吉田:やらせないとあとで後悔しそうだし、やらせると焦りが募る。子どもにとっていいバランスを、親が日々選択していくしかないですよね。「子どもって興味を持てば30分で覚えるよ!」と言われるけど、その興味がいつやってくるのかわからない。興味を持たせるための機会作りをどうするか日々試行錯誤しています。

フクチ:親が焦らされる要素は、世の中にいっぱいあるんですよね。親の不安は大きなものだと思います。この子がいまの世の中で幸せに生きていくためにはどうすればいいかが、以前よりもわかりにくくなっている。そこから、生きるためのアドバンテージをこの子に与えてあげたいという気持ちになります。
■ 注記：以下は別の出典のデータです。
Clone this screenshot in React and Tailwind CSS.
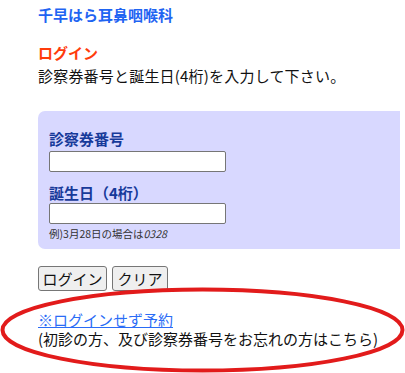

吉田:最近は落ち着きましたが、もうひとつ、不安になると買っちゃうものに、育児書もありました。役に立つ情報もある一方で、ときにすごく前時代的な内容の本もあって驚かされます。「女の子はお世話好きで成熟するのが早い。どんどん手伝いをさせよう」という横に「男の子はいつまでも甘えん坊だから褒めて伸ばそう」といったことが書いてあったりする。教育方針を決めるのは親自身です。ですが、周りに相談する人があまりいないお母さんやお父さんがこうした本を手に取ったときに、それが前時代的かそうじゃないかの判断ができない場合もある。出版物やコンテンツは人に影響を与えるし、間接的に子どもに影響があるものなので、作る側には責任がある。自分も本を出す立場なので、考えさせられます。